Discussion: Based on the results, we can distinguish active lesions from any other inactive or non-tumorous foci. Another impressive thing is that we can know the presence of calcification by SyMRI (without CT). Since the applied TE value was relatively not very low (13ms, shortest echo time among multi echoes), we should lose the signal from lesions with a very short T2. Therefore, the measured PD value may not be the absolute value. Nevertheless, the results encourage us to use visible PD map for the differentiation of active lesions from inactive lesions or red bone marrow, and this may be important for clinical use.
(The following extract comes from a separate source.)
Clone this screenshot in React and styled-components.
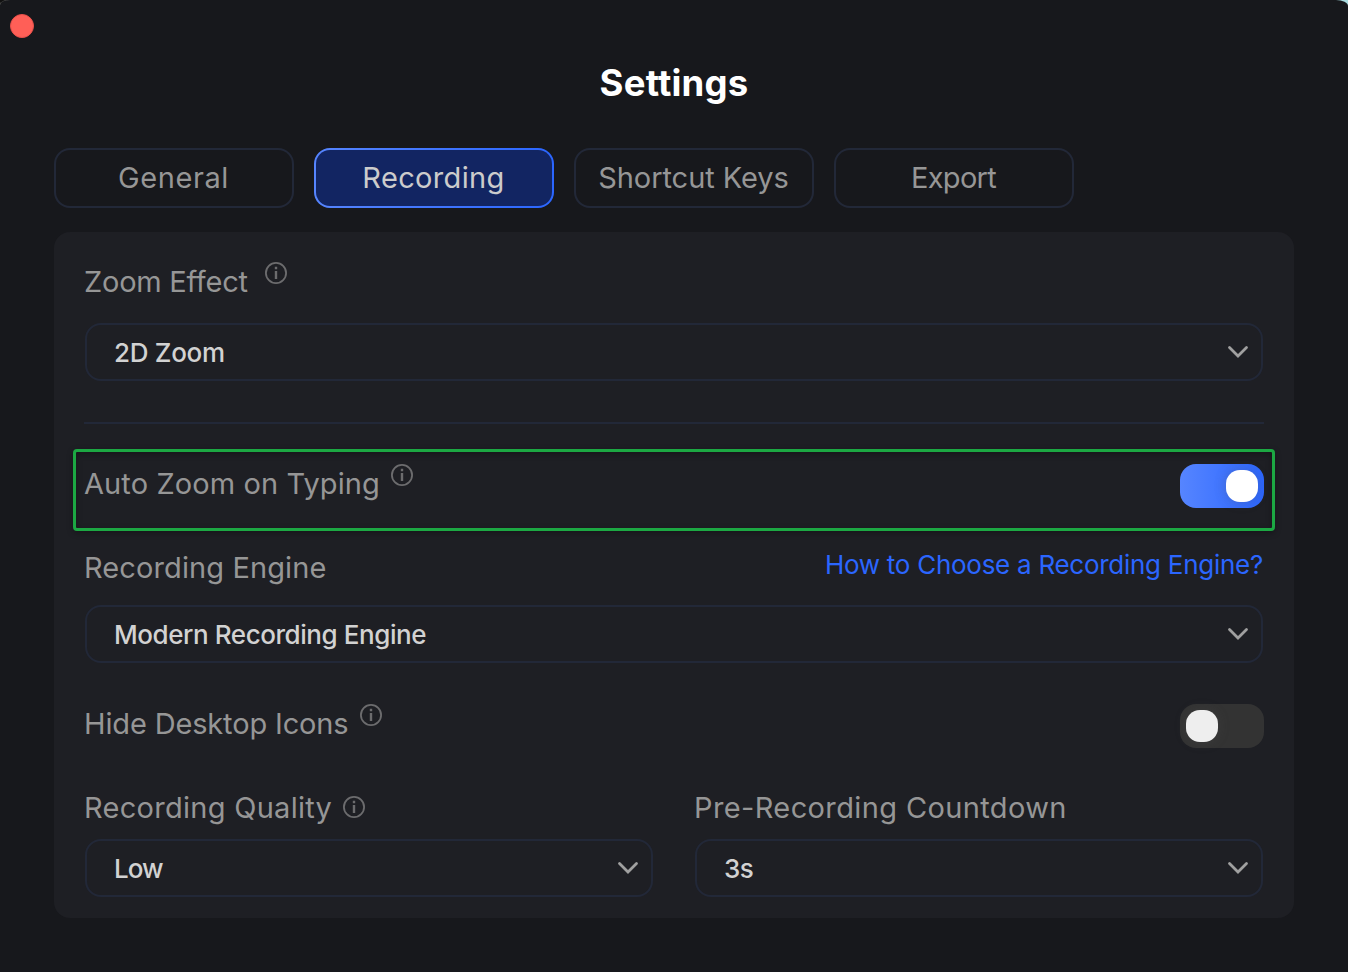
import React, { useState } from 'react';
import styled, { createGlobalStyle } from 'styled-components';

const GlobalStyle = createGlobalStyle`
  * {
    box-sizing: border-box;
  }
  body {
    margin: 0;
    background: linear-gradient(150deg, #111 2px, #8a8a86 4px) no-repeat 0 0 / 12px 6px, #a9dbe0;
    font-family: Inter, 'Liberation Sans', sans-serif;
  }
`;

const Window = styled.main`
  height: 972px;
  padding: 14px 54px 0;
  border-radius: 10px 12px 0 0 / 5px 6px 0 0;
  background: #17181c;
  overflow: hidden;
`;

const CloseButton = styled.button`
  display: block;
  width: 24px;
  height: 24px;
  margin-left: -44px;
  padding: 0;
  border: 1px solid #e9504a;
  border-radius: 50%;
  background: #ff5f57;
  cursor: pointer;
`;

const Title = styled.h1`
  margin: 21px 0 0;
  height: 48px;
  line-height: 48px;
  font-size: 36.5px;
  font-weight: 700;
  letter-spacing: 0.2px;
  color: #fff;
  text-align: center;
`;

const TabBar = styled.nav`
  display: flex;
  gap: 20px;
  margin-top: 41px;
`;

const Tab = styled.button`
  width: 240px;
  height: 60px;
  padding: 0 1px 2px 0;
  border: 2px solid transparent;
  border-radius: 16px;
  background: ${(props) =>
    props.$active
      ? 'linear-gradient(#122562, #122562) padding-box, linear-gradient(90deg, #5685ff, #2b66ff) border-box'
      : 'linear-gradient(#17181c, #17181c) padding-box, linear-gradient(#222838, #222838) border-box'};
  color: ${(props) => (props.$active ? '#cccccc' : '#969696')};
  font-family: inherit;
  font-size: 29px;
  letter-spacing: ${(props) => props.$tracking || 0}px;
  cursor: pointer;
`;

const Panel = styled.section`
  display: flex;
  flex-direction: column;
  height: 686px;
  margin-top: 24px;
  padding: 28px 30px 0;
  border-radius: 16px;
  background: #1e1f24;
`;

const Row = styled.div`
  display: flex;
  justify-content: space-between;
  align-items: flex-start;
  height: 44px;
  margin-top: ${(props) => props.$top || 0}px;
`;

const HighlightRow = styled(Row)`
  height: 82px;
  margin-left: -11px;
  margin-right: -11px;
  padding: 12px 8px 0;
  border: 3px solid #1ca843;
  border-radius: 4px;
  box-shadow: 0 2px 6px rgba(0, 0, 0, 0.3), inset 0 2px 6px rgba(0, 0, 0, 0.3);
`;

const Label = styled.div`
  display: flex;
  align-items: center;
  height: ${(props) => props.$height || 42}px;
  font-size: 29px;
  letter-spacing: ${(props) => props.$tracking || 0}px;
  color: #969696;
  white-space: nowrap;
`;

const InfoSvg = styled.svg`
  display: block;
  flex: none;
  width: 22px;
  height: 22px;
  margin-left: ${(props) => props.$gap}px;
  margin-bottom: ${(props) => props.$lift}px;
`;

const HelpLink = styled.a`
  height: 38px;
  margin-right: 1px;
  line-height: 38px;
  font-size: 26px;
  letter-spacing: -0.27px;
  color: #2b66ff;
  text-decoration: none;
`;

const SelectBox = styled.button`
  display: flex;
  flex: none;
  justify-content: space-between;
  align-items: center;
  height: 58px;
  margin: ${(props) => props.$top}px 1px 0;
  padding: 0 12px 0 27px;
  border: 2px solid #222838;
  border-radius: 16px;
  background: transparent;
  color: #d2d2d2;
  font-family: inherit;
  font-size: 26px;
  font-weight: 500;
  letter-spacing: ${(props) => props.$tracking || 0}px;
  cursor: pointer;
`;

const Divider = styled.hr`
  flex: none;
  width: 100%;
  height: 2px;
  margin: 41px 0 25px;
  border: none;
  background: #222838;
`;

const Columns = styled.div`
  display: grid;
  grid-template-columns: 1fr 1fr;
  gap: 40px;
  margin-top: 38px;
`;

const Field = styled.div`
  display: flex;
  flex-direction: column;
`;

const Switch = styled.button`
  display: flex;
  justify-content: ${(props) => (props.$on ? 'flex-end' : 'flex-start')};
  align-items: center;
  width: 84px;
  height: 44px;
  padding: 0 6px;
  border: none;
  border-radius: 16px;
  background: ${(props) =>
    props.$on ? 'linear-gradient(90deg, #5685ff, #2b66ff)' : '#333333'};
  cursor: pointer;
`;

const Knob = styled.span`
  width: 32px;
  height: 32px;
  border-radius: 14px;
  background: ${(props) => (props.$on ? '#fff' : '#eeeeee')};
  box-shadow: 0 0 12px rgba(80, 80, 80, 0.3);
`;

const InfoIcon = ({ gap, lift = 16 }) => (
  <InfoSvg $gap={gap} $lift={lift} viewBox="0 0 22 22" fill="none">
    <circle cx="11" cy="11" r="10.1" stroke="#6c6c6e" strokeWidth="1.8" />
    <path d="M11 9v8M11 4.700v2.500" stroke="#6c6c6e" strokeWidth="2.400" />
  </InfoSvg>
);

const Select = ({ value, top, tracking }) => (
  <SelectBox $top={top} $tracking={tracking}>
    {value}
    <svg width="22" height="14" viewBox="0 0 22 14" fill="none">
      <path
        d="M2.500 2.500 11 11l8.500-8.500"
        stroke="#a0a0a0"
        strokeWidth="2.800"
        strokeLinecap="round"
      />
    </svg>
  </SelectBox>
);

const Toggle = ({ on, onClick }) => (
  <Switch $on={on} onClick={onClick}>
    <Knob $on={on} />
  </Switch>
);

const tabs = [
  { name: 'General', tracking: 0.6 },
  { name: 'Recording', tracking: 0.35 },
  { name: 'Shortcut Keys', tracking: -0.05 },
  { name: 'Export', tracking: -0.75 },
];

const App = () => {
  const [activeTab, setActiveTab] = useState('Recording');
  const [autoZoom, setAutoZoom] = useState(true);
  const [hideIcons, setHideIcons] = useState(false);

  return (
    <>
      <GlobalStyle />
      <Window>
        <CloseButton />
        <Title>Settings</Title>
        <TabBar>
          {tabs.map(({ name, tracking }) => (
            <Tab
              key={name}
              $active={name === activeTab}
              $tracking={tracking}
              onClick={() => setActiveTab(name)}
            >
              {name}
            </Tab>
          ))}
        </TabBar>
        <Panel>
          <Row>
            <Label $tracking={-0.25}>
              Zoom Effect
              <InfoIcon gap={17} />
            </Label>
          </Row>
          <Select value="2D Zoom" top={19} tracking={-0.3} />
          <Divider />
          <HighlightRow>
            <Label $height={38} $tracking={0.1}>
              Auto Zoom on Typing
              <InfoIcon gap={11} />
            </Label>
            <Toggle on={autoZoom} onClick={() => setAutoZoom(!autoZoom)} />
          </HighlightRow>
          <Row $top={15}>
            <Label $tracking={0.1}>Recording Engine</Label>
            <HelpLink href="#">How to Choose a Recording Engine?</HelpLink>
          </Row>
          <Select
            value="Modern Recording Engine"
            top={15}
            tracking={-0.43}
          />
          <Row $top={41}>
            <Label $height={38} $tracking={-0.15}>
              Hide Desktop Icons
              <InfoIcon gap={11.5} />
            </Label>
            <Toggle on={hideIcons} onClick={() => setHideIcons(!hideIcons)} />
          </Row>
          <Columns>
            <Field>
              <Label $tracking={0.28}>
                Recording Quality
                <InfoIcon gap={11} lift={0} />
              </Label>
              <Select value="Low" top={11} tracking={-1} />
            </Field>
            <Field>
              <Label $tracking={0.38}>Pre-Recording Countdown</Label>
              <Select value="3s" top={11} tracking={-0.6} />
            </Field>
          </Columns>
        </Panel>
      </Window>
    </>
  );
};

export default App;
Processing the data in a three-dimensional scatter plot may particularly be useful as a powerful visible tool to differentiate the different groups.

Conclusions: SyMRI may differentiate active/inactive lesions, calcifications, and red bone marrow in castration-resistant prostate cancer. The presence of calcifications can be recognized by low PD values.

Acknowledgements

References

1. Lecouvet FE, Talbot JN, Messiou C, et al. Monitoring the response of bone metastases to treatment with Magnetic Resonance Imaging and nuclear medicine techniques: a review and position statement by the European Organisation for Research and Treatment of Cancer imaging group. Eur J Cancer. 2014;50(15):2519-2531.

2. Warntjes JB, Leinhard OD, West J, et al. Rapid magnetic resonance quantification on the brain: Optimization for clinical usage. Magn Reson Med. 2008;60(2):320-329.